* **PROBLEM STATEMENT**:
Reproduce every entry that follows word for word, but omit the images.

◆ ◆ ◆

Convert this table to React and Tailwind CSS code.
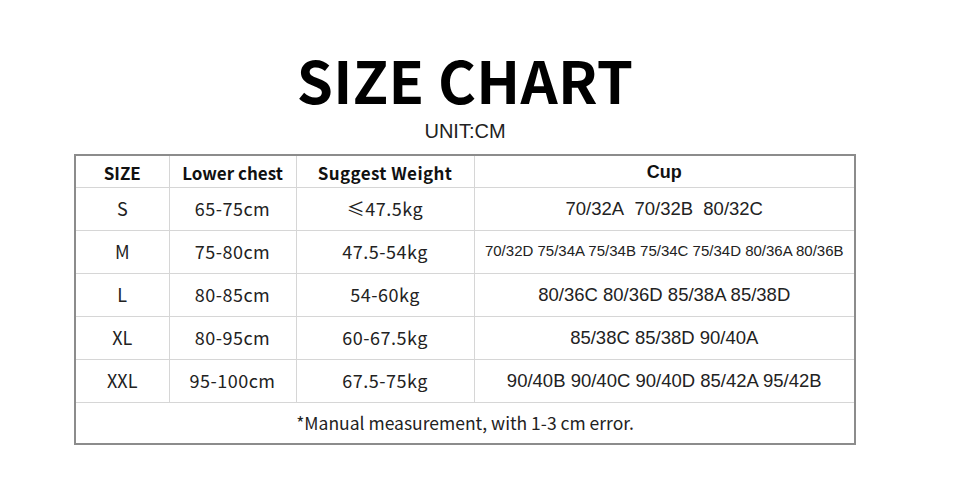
const ROWS = [
  { size: "S", chest: "65-75cm", weight: "≤47.5kg", cup: "70/32A\u00a0\u00a070/32B\u00a0\u00a080/32C" },
  { size: "M", chest: "75-80cm", weight: "47.5-54kg", cup: "70/32D 75/34A 75/34B 75/34C 75/34D 80/36A 80/36B", small: true },
  { size: "L", chest: "80-85cm", weight: "54-60kg", cup: "80/36C 80/36D 85/38A 85/38D" },
  { size: "XL", chest: "80-95cm", weight: "60-67.5kg", cup: "85/38C 85/38D 90/40A" },
  { size: "XXL", chest: "95-100cm", weight: "67.5-75kg", cup: "90/40B 90/40C 90/40D 85/42A 95/42B" },
];

const cjk = "font-['Noto_Sans_CJK_SC',sans-serif]";
const arial = "font-['Liberation_Sans',Arial,sans-serif]";

export default function App() {
  return <div className="h-[490px] w-[960px] bg-white text-[#111]">
    <div className="flex w-[930px] flex-col items-center">
      <h1 className={`mt-[49px] text-[58px] font-semibold leading-[60px] tracking-[0.3px] text-black ${cjk}`}>SIZE CHART</h1>
      <p className={`mt-[11px] text-[20px] leading-[22px] text-[#222] ${arial}`}>UNIT:CM</p>
      <table className="mt-[12px] w-[780px] table-fixed border-collapse border-2 border-[#8c8c8c] text-center">
        <colgroup>
          <col className="w-[94px]"/>
          <col className="w-[127px]"/>
          <col className="w-[178px]"/>
          <col className="w-[381px]"/>
        </colgroup>
        <thead>
          <tr className={`h-[32px] text-[17px] font-bold ${cjk}`}>
            <th className="border border-[#d6d6d6] pt-[2px] font-bold">SIZE</th>
            <th className="border border-[#d6d6d6] pt-[2px] font-bold">Lower chest</th>
            <th className="border border-[#d6d6d6] pt-[2px] font-bold tracking-[0.4px]">Suggest Weight</th>
            <th className={`border border-[#d6d6d6] pt-[2px] text-[18px] font-bold ${arial}`}>Cup</th>
          </tr>
        </thead>
        <tbody>
          {ROWS.map((row) => <tr className={`h-[43px] text-[18px] text-[#222] ${cjk}`} key={row.size}>
            <td className="border border-[#d6d6d6]">{row.size}</td>
            <td className="border border-[#d6d6d6] tracking-[0.5px]">{row.chest}</td>
            <td className="border border-[#d6d6d6] tracking-[0.5px]">{row.weight}</td>
            <td className={`border border-[#d6d6d6] whitespace-nowrap ${arial} ${row.small ? "text-[15px]" : "text-[18.5px]"}`}>{row.cup}</td>
          </tr>)}
          <tr className={`h-[42px] text-[17.5px] text-[#222] ${cjk}`}>
            <td colSpan={4} className="border border-[#d6d6d6]">*Manual measurement, with 1-3 cm error.</td>
          </tr>
        </tbody>
      </table>
    </div>
  </div>;
}
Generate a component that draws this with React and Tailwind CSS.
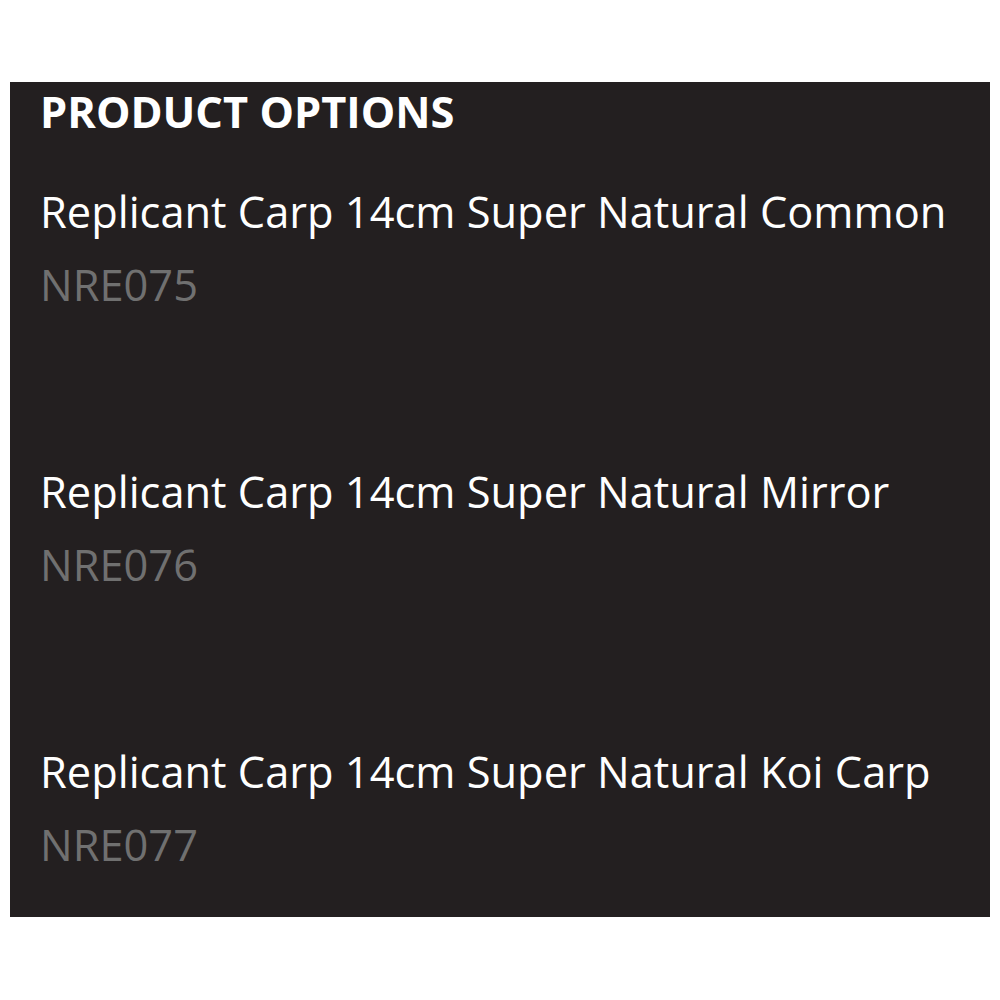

◆ ◆ ◆

* **THE REPLY**:
Convert this table to React and Tailwind CSS code.
const ROWS = [
  { size: "S", chest: "65-75cm", weight: "≤47.5kg", cup: "70/32A\u00a0\u00a070/32B\u00a0\u00a080/32C" },
  { size: "M", chest: "75-80cm", weight: "47.5-54kg", cup: "70/32D 75/34A 75/34B 75/34C 75/34D 80/36A 80/36B", small: true },
  { size: "L", chest: "80-85cm", weight: "54-60kg", cup: "80/36C 80/36D 85/38A 85/38D" },
  { size: "XL", chest: "80-95cm", weight: "60-67.5kg", cup: "85/38C 85/38D 90/40A" },
  { size: "XXL", chest: "95-100cm", weight: "67.5-75kg", cup: "90/40B 90/40C 90/40D 85/42A 95/42B" },
];

const cjk = "font-['Noto_Sans_CJK_SC',sans-serif]";
const arial = "font-['Liberation_Sans',Arial,sans-serif]";

export default function App() {
  return <div className="h-[490px] w-[960px] bg-white text-[#111]">
    <div className="flex w-[930px] flex-col items-center">
      <h1 className={`mt-[49px] text-[58px] font-semibold leading-[60px] tracking-[0.3px] text-black ${cjk}`}>SIZE CHART</h1>
      <p className={`mt-[11px] text-[20px] leading-[22px] text-[#222] ${arial}`}>UNIT:CM</p>
      <table className="mt-[12px] w-[780px] table-fixed border-collapse border-2 border-[#8c8c8c] text-center">
        <colgroup>
          <col className="w-[94px]"/>
          <col className="w-[127px]"/>
          <col className="w-[178px]"/>
          <col className="w-[381px]"/>
        </colgroup>
        <thead>
          <tr className={`h-[32px] text-[17px] font-bold ${cjk}`}>
            <th className="border border-[#d6d6d6] pt-[2px] font-bold">SIZE</th>
            <th className="border border-[#d6d6d6] pt-[2px] font-bold">Lower chest</th>
            <th className="border border-[#d6d6d6] pt-[2px] font-bold tracking-[0.4px]">Suggest Weight</th>
            <th className={`border border-[#d6d6d6] pt-[2px] text-[18px] font-bold ${arial}`}>Cup</th>
          </tr>
        </thead>
        <tbody>
          {ROWS.map((row) => <tr className={`h-[43px] text-[18px] text-[#222] ${cjk}`} key={row.size}>
            <td className="border border-[#d6d6d6]">{row.size}</td>
            <td className="border border-[#d6d6d6] tracking-[0.5px]">{row.chest}</td>
            <td className="border border-[#d6d6d6] tracking-[0.5px]">{row.weight}</td>
            <td className={`border border-[#d6d6d6] whitespace-nowrap ${arial} ${row.small ? "text-[15px]" : "text-[18.5px]"}`}>{row.cup}</td>
          </tr>)}
          <tr className={`h-[42px] text-[17.5px] text-[#222] ${cjk}`}>
            <td colSpan={4} className="border border-[#d6d6d6]">*Manual measurement, with 1-3 cm error.</td>
          </tr>
        </tbody>
      </table>
    </div>
  </div>;
}
Generate a component that draws this with React and Tailwind CSS.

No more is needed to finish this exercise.